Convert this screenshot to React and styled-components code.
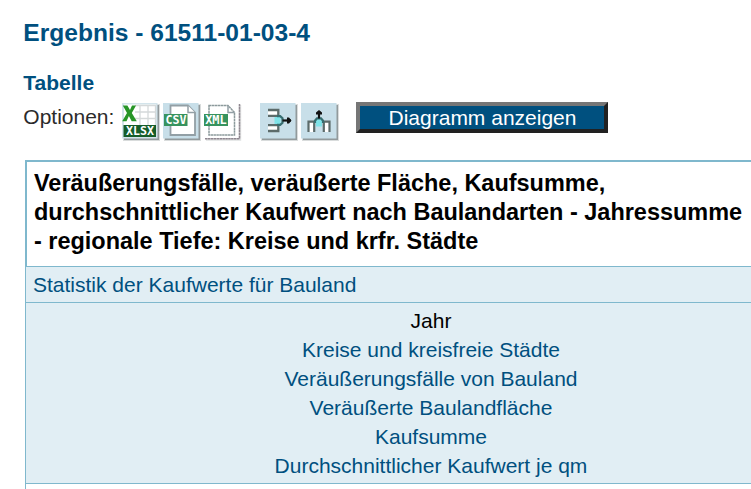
import React from "react";
import styled, { createGlobalStyle } from "styled-components";

const GlobalStyle = createGlobalStyle`
  html, body { margin: 0; padding: 0; background: #fff; overflow: hidden; }
  body { font-family: "Liberation Sans", Arial, sans-serif; font-size: 21px; line-height: 29px; color: #2b2b2b; }
`;

const Page = styled.main`
  width: 751px;
  height: 489px;
  overflow: hidden;
  box-sizing: border-box;
  padding: 18px 0 0 23.3px;
`;

const Title = styled.h1`
  margin: 0 0 20px;
  font-size: 24.57px;
  line-height: 30px;
  color: #00507f;
`;

const Subtitle = styled.h2`
  margin: 0;
  font-size: 21px;
  line-height: 29px;
  color: #00507f;
`;

const Options = styled.div`
  display: flex;
  align-items: flex-start;
  height: 63px;
  padding-top: 5px;
  box-sizing: border-box;
`;

const Label = styled.span`
  width: 98.7px;
`;

const IconGroup = styled.div`
  display: flex;
  gap: 3px;
  margin-right: ${(p) => p.$gap}px;
`;

const Icon = styled.svg`
  display: block;
  width: 38px;
  height: 38px;
  margin-top: 1px;
`;

const ChartButton = styled.button`
  width: 252px;
  height: 31px;
  padding: 0 0 0 1px;
  border: 4px solid;
  border-color: #767676 #212121 #212121 #767676;
  background: #00507f;
  color: #fff;
  font: 21px/23px "Liberation Sans", Arial, sans-serif;
`;

const Table = styled.section`
  margin-left: 1.7px;
  width: 760px;
  border-left: 1px solid #7fb8cd;
`;

const Caption = styled.h3`
  margin: 0;
  height: 106px;
  box-sizing: border-box;
  padding: 7px 0 0 7px;
  border-top: 2px solid #7fb8cd;
  border-left: 1px solid #7fb8cd;
  font-size: 23.48px;
  line-height: 29px;
  color: #000;
  white-space: nowrap;
`;

const Line = styled.span`
  display: block;
`;

const Band = styled.div`
  box-sizing: border-box;
  height: ${(p) => p.$height}px;
  padding: 3px 0 0 7px;
  border-top: 1px solid #7fb8cd;
  background: #e1eef4;
`;

const HeaderList = styled.div`
  display: flex;
  flex-direction: column;
  align-items: center;
  width: 796px;
`;

const TableLink = styled.a`
  color: #00507f;
  text-decoration: none;
`;

const Year = styled.span`
  color: #000;
`;

const Rest = styled.div`
  height: 8px;
  border-top: 1px solid #7fb8cd;
`;

const IconText = styled.text`
  fill: #fff;
  font-family: "DejaVu Sans Mono", monospace;
  font-size: 11.5px;
  font-weight: bold;
`;

function Shadow() {
  return (
    <>
      <rect x="1" y="1" width="37" height="37" fill="#d9dcdc" />
      <rect x="2" y="2" width="35" height="35" fill="#929a9c" />
    </>
  );
}

function XlsxIcon() {
  return (
    <Icon viewBox="0 0 38 38" role="img" aria-label="XLSX">
      <Shadow />
      <rect width="35.5" height="35.5" fill="#d3e4eb" />
      <rect x="2" y="1.5" width="32" height="21" fill="#fff" />
      <path d="M18 2v20M26 2v20M33.5 2v20M13 2.5h21M13 9h21M13 15.5h21" stroke="#d5d9da" strokeWidth="1.3" fill="none" />
      <path d="M.8 2.5h4.6l2.6 4.6 2-4.6h4L9.8 10l5 8.3H9.7L6.9 13l-2.4 5.3H.2L5 10z" fill="#279527" />
      <rect x="1.5" y="22" width="32.5" height="12" fill="#155d29" />
      <IconText x="4" y="32.2" textLength="28" lengthAdjust="spacingAndGlyphs">XLSX</IconText>
    </Icon>
  );
}

function CsvIcon() {
  return (
    <Icon viewBox="0 0 38 38" role="img" aria-label="CSV">
      <Shadow />
      <rect width="35.5" height="35.5" fill="#c8dfe9" />
      <path d="M7.5 2.5h17.5l7 7v22.5H7.5z" fill="#fff" stroke="#929fa5" strokeWidth="1.8" />
      <path d="M25 2.5v7h7" fill="#fff" stroke="#929fa5" strokeWidth="1.5" />
      <rect x="1" y="11" width="23.5" height="12" fill="#37935e" />
      <IconText x="2.5" y="21.2" textLength="21" lengthAdjust="spacingAndGlyphs">CSV</IconText>
    </Icon>
  );
}

function XmlIcon() {
  return (
    <Icon viewBox="0 0 38 38" role="img" aria-label="XML">
      <path d="M2 36.5h34V2" fill="none" stroke="#e0e2e2" strokeWidth="2.4" />
      <path d="M1 35.7h34.5V1" fill="none" stroke="#8f8790" strokeWidth="1.5" strokeDasharray="2.5 .4" />
      <path d="M5 2.5h19l6.5 7v22.5H5z" fill="#fff" stroke="#8c9a9c" strokeWidth="1.5" strokeDasharray="2.5 .4" />
      <path d="M24 2.5v7h6.5" fill="none" stroke="#929fa5" strokeWidth="1.5" />
      <rect x="0" y="11" width="24" height="12" fill="#37935e" />
      <IconText x="1.2" y="21.2" textLength="21.5" lengthAdjust="spacingAndGlyphs">XML</IconText>
    </Icon>
  );
}

function RowsIcon() {
  return (
    <Icon viewBox="0 0 38 38" role="img" aria-label="Zeilen">
      <Shadow />
      <rect width="35.5" height="35.5" fill="#c8dfe9" />
      <path d="M8 7h10.3v5.8H8M8 22.2h10.3V28H8" fill="#fff" stroke="#5c6b6a" strokeWidth="2.3" />
      <path d="M14.5 14h6v7h-6z" fill="#7fe3e8" />
      <path d="M17 13.2h3.2l2.3 2v4.6l-2.3 2H17" fill="none" stroke="#376d70" strokeWidth="2.2" />
      <path d="M22.5 17.5h8.5" stroke="#111" strokeWidth="2.2" />
      <path d="M27 14.5h2l2.5 3-2.5 3h-2z" fill="#111" />
    </Icon>
  );
}

function ColumnsIcon() {
  return (
    <Icon viewBox="0 0 38 38" role="img" aria-label="Spalten">
      <Shadow />
      <rect width="35.5" height="35.5" fill="#c8dfe9" />
      <path d="M7.5 29V18.7h5.7V29M22.8 29V18.7h5.7V29" fill="#fff" stroke="#5c6b6a" strokeWidth="2.2" />
      <path d="M15 16h6v7.5h-6z" fill="#7fe3e8" />
      <path d="M14 20v-2.3l2-2.4h4l2 2.4V20" fill="none" stroke="#376d70" strokeWidth="2.2" />
      <path d="M18 15.5V8" stroke="#111" strokeWidth="2.2" />
      <path d="M15 11.5v-2L18 7l3 2.5v2z" fill="#111" />
    </Icon>
  );
}

const headings = [
  "Kreise und kreisfreie Städte",
  "Veräußerungsfälle von Bauland",
  "Veräußerte Baulandfläche",
  "Kaufsumme",
  "Durchschnittlicher Kaufwert je qm",
];

export default function App() {
  return (
    <>
      <GlobalStyle />
      <Page>
        <Title>Ergebnis - 61511-01-03-4</Title>
        <Subtitle>Tabelle</Subtitle>
        <Options>
          <Label>Optionen:</Label>
          <IconGroup $gap={18}>
            <XlsxIcon />
            <CsvIcon />
            <XmlIcon />
          </IconGroup>
          <IconGroup $gap={17}>
            <RowsIcon />
            <ColumnsIcon />
          </IconGroup>
          <ChartButton type="button">Diagramm anzeigen</ChartButton>
        </Options>
        <Table>
          <Caption>
            <Line>Veräußerungsfälle, veräußerte Fläche, Kaufsumme,</Line>
            <Line>durchschnittlicher Kaufwert nach Baulandarten - Jahressumme</Line>
            <Line>- regionale Tiefe: Kreise und krfr. Städte</Line>
          </Caption>
          <Band $height={36}>
            <TableLink>Statistik der Kaufwerte für Bauland</TableLink>
          </Band>
          <Band $height={181}>
            <HeaderList>
              <Year>Jahr</Year>
              {headings.map((text) => (
                <TableLink key={text}>{text}</TableLink>
              ))}
            </HeaderList>
          </Band>
          <Rest />
        </Table>
      </Page>
    </>
  );
}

----

» TASK DIRECTIONS:
Where does the word "React" appear in the listing? List each line that holds it.

» RESPONSE TO THE TASK:
Convert this screenshot to React and styled-components code.
import React from "react";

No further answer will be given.